- _OBJECTIVE_
Restate exactly the lines of the entries below, beginning with the first and ending with the line that holds "import React from". Pictures are not copied.

- _TASK DATA_
::::::

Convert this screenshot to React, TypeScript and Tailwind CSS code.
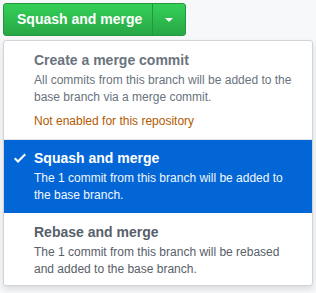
import React from "react";

function Check() {
  return (
    <svg width="12" height="16" viewBox="0 0 12 16" fill="currentColor" className="absolute left-[10px] top-[10px]">
      <path fillRule="evenodd" d="M12 5l-8 8-4-4 1.5-1.5L4 10l6.5-6.5L12 5z" />
    </svg>
  );
}

export default function App() {
  return (
    <div className="w-[316px] h-[293px] bg-[#f6f8fa] relative overflow-hidden" style={{ fontFamily: '"Liberation Sans", Arial, sans-serif' }}>
      <div className="absolute left-[3px] top-[3px] flex h-[33px] rounded-[3px] border border-[#23973e] bg-gradient-to-b from-[#34d058] to-[#28a745] text-white font-bold text-[14px]">
        <div className="flex items-center pl-[13px] w-[149px] whitespace-nowrap border-r border-[#23973e]">Squash and merge</div>
        <div className="flex items-center justify-center w-[32px]">
          <svg width="8" height="4" viewBox="0 0 8 4"><path d="M0 0h8L4 4z" fill="white" /></svg>
        </div>
      </div>
      <div className="absolute left-[3px] top-[40px] w-[310px] bg-white border border-[#d1d5da] rounded-[3px] shadow-[0_3px_6px_rgba(0,0,0,0.12)]">
        <div className="relative pl-[30px] pr-[10px] pt-[9px] pb-[9px]">
          <div className="text-[14px] font-bold leading-[20px] text-[#6a737d]">Create a merge commit</div>
          <div className="text-[12px] leading-[17px] text-[#6a737d] mt-[2px]">All commits from this branch will be added to the base branch via a merge commit.</div>
          <div className="text-[12px] leading-[17px] text-[#b35a00] mt-[7px]">Not enabled for this repository</div>
        </div>
        <div className="relative pl-[30px] pr-[10px] pt-[8px] pb-[9px] bg-[#0366d6] text-white border-t border-[#e1e4e8]">
          <Check />
          <div className="text-[14px] font-bold leading-[20px]">Squash and merge</div>
          <div className="text-[12px] leading-[17px] text-[#f1f8ff] mt-[2px]">The 1 commit from this branch will be added to the base branch.</div>
        </div>
        <div className="relative pl-[30px] pr-[10px] pt-[9px] pb-[7px]">
          <div className="text-[14px] font-bold leading-[20px] text-[#586069]">Rebase and merge</div>
          <div className="text-[12px] leading-[17px] text-[#586069] mt-[2px]">The 1 commit from this branch will be rebased and added to the base branch.</div>
        </div>
      </div>
    </div>
  );
}
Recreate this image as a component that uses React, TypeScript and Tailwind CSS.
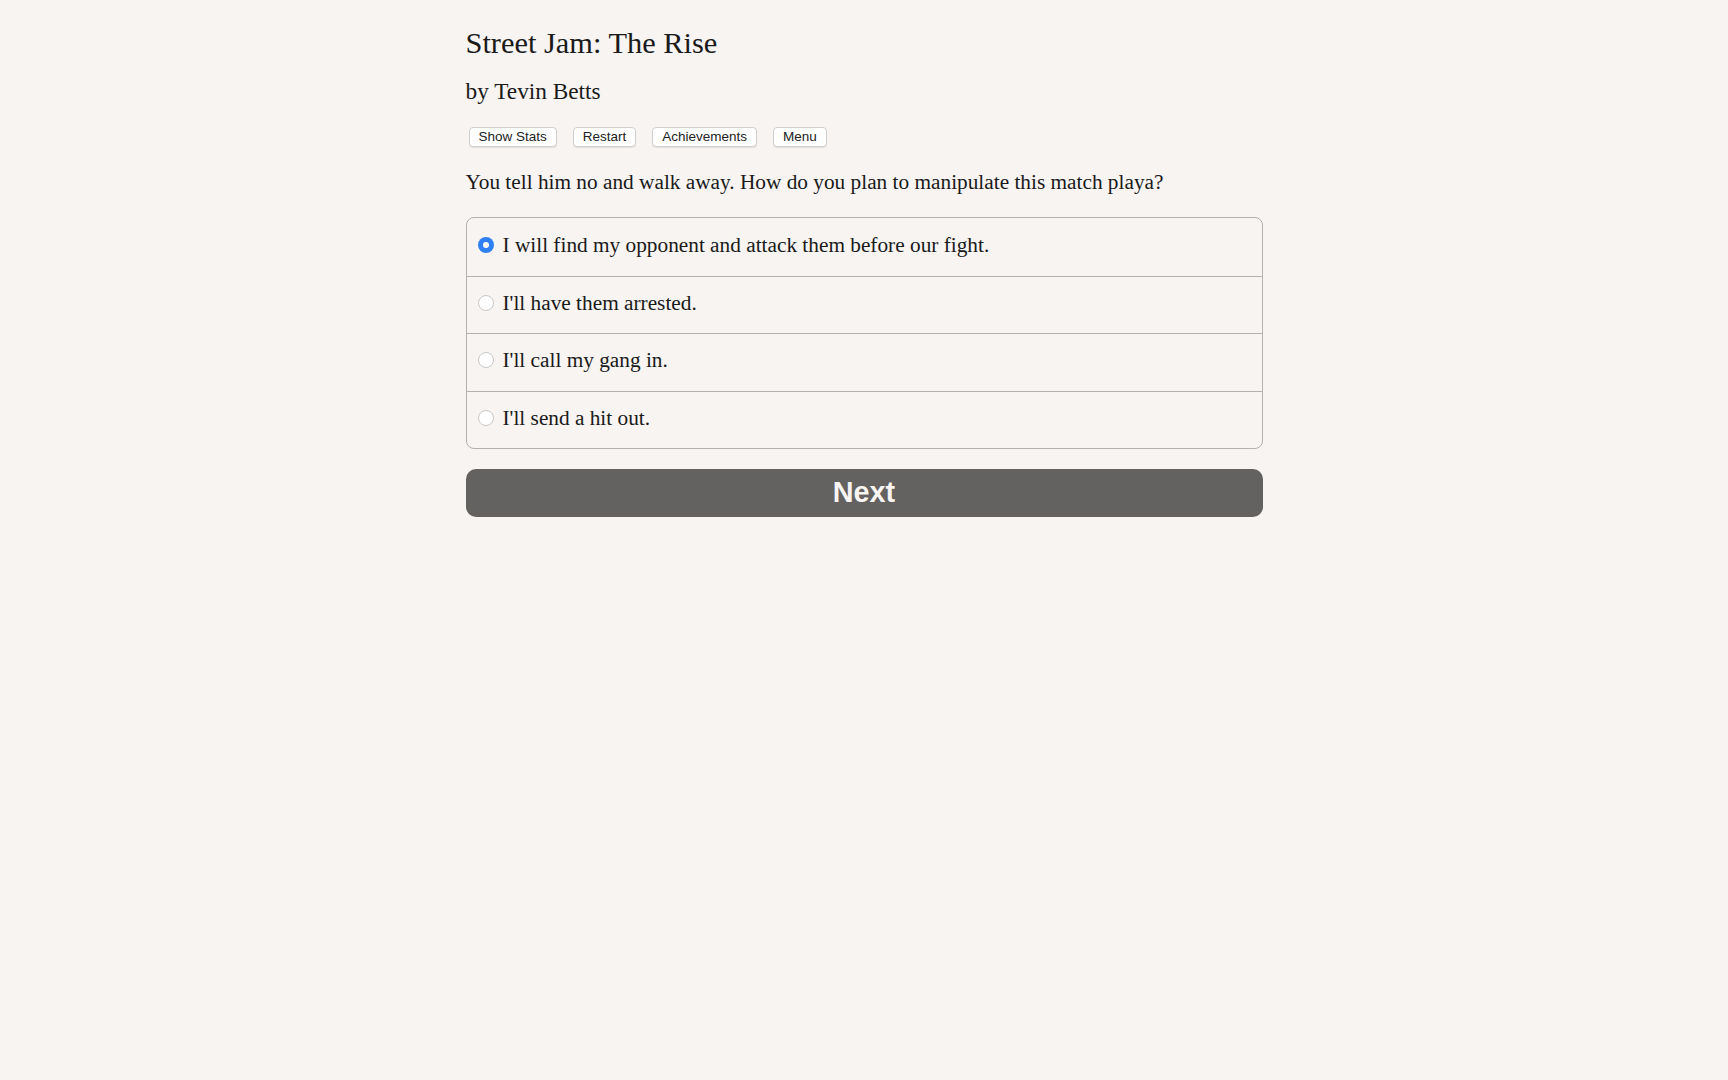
import { useState } from 'react';

const options = [
  "I will find my opponent and attack them before our fight.",
  "I'll have them arrested.",
  "I'll call my gang in.",
  "I'll send a hit out.",
];

const toolbar = ["Show Stats", "Restart", "Achievements", "Menu"];

export default function App() {
  const [choice, setChoice] = useState(0);

  return (
    <div className="min-h-screen bg-[#f7f4f1] text-[#1a1a1a] font-['Liberation_Serif',serif]">
      <div className="w-[797px] mx-auto pt-[25px]">
        {/* header */}
        <h1 className="text-[30.4px] leading-[36px]">Street Jam: The Rise</h1>
        <h2 className="mt-[15px] text-[23.3px] leading-[30px]">by Tevin Betts</h2>

        <div className="mt-[21px] ml-[3px] flex gap-[16px]">
          {toolbar.map((label) => (
            <button
              key={label}
              className="h-[20px] px-[9px] bg-white border border-[#d2d0ce] rounded-[4px] shadow-[0_1px_1px_rgba(0,0,0,0.08)] text-[13.5px] leading-none text-[#222] font-['Liberation_Sans',sans-serif]"
            >
              {label}
            </button>
          ))}
        </div>

        <p className="mt-[21px] text-[21.3px] leading-[28px]">
          You tell him no and walk away. How do you plan to manipulate this match playa?
        </p>

        {/* choices */}
        <div className="mt-[21px] border border-[#b3b2b0] rounded-[8px]">
          {options.map((opt, i) => (
            <label
              key={opt}
              onClick={() => setChoice(i)}
              className={`h-[57.5px] pl-[11px] pb-[4px] flex items-center gap-[9px] cursor-pointer ${i > 0 ? 'border-t border-[#b3b2b0]' : ''}`}
            >
              {choice === i ? (
                <span className="w-[16px] h-[16px] rounded-full bg-[#2f7ff5] flex items-center justify-center">
                  <span className="w-[6px] h-[6px] rounded-full bg-white" />
                </span>
              ) : (
                <span className="w-[16px] h-[16px] rounded-full bg-white border border-[#c9c8c6]" />
              )}
              <span className="text-[21.3px] leading-[28px]">{opt}</span>
            </label>
          ))}
        </div>

        <button className="mt-[20px] w-full h-[48px] rounded-[10px] bg-[#636260] text-[#f7f4f1] font-bold text-[28.8px] font-['Liberation_Sans',sans-serif]">
          Next
        </button>
      </div>
    </div>
  );
}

::::::

- _SOLUTION TO THE EXERCISE_
Convert this screenshot to React, TypeScript and Tailwind CSS code.
import React from "react";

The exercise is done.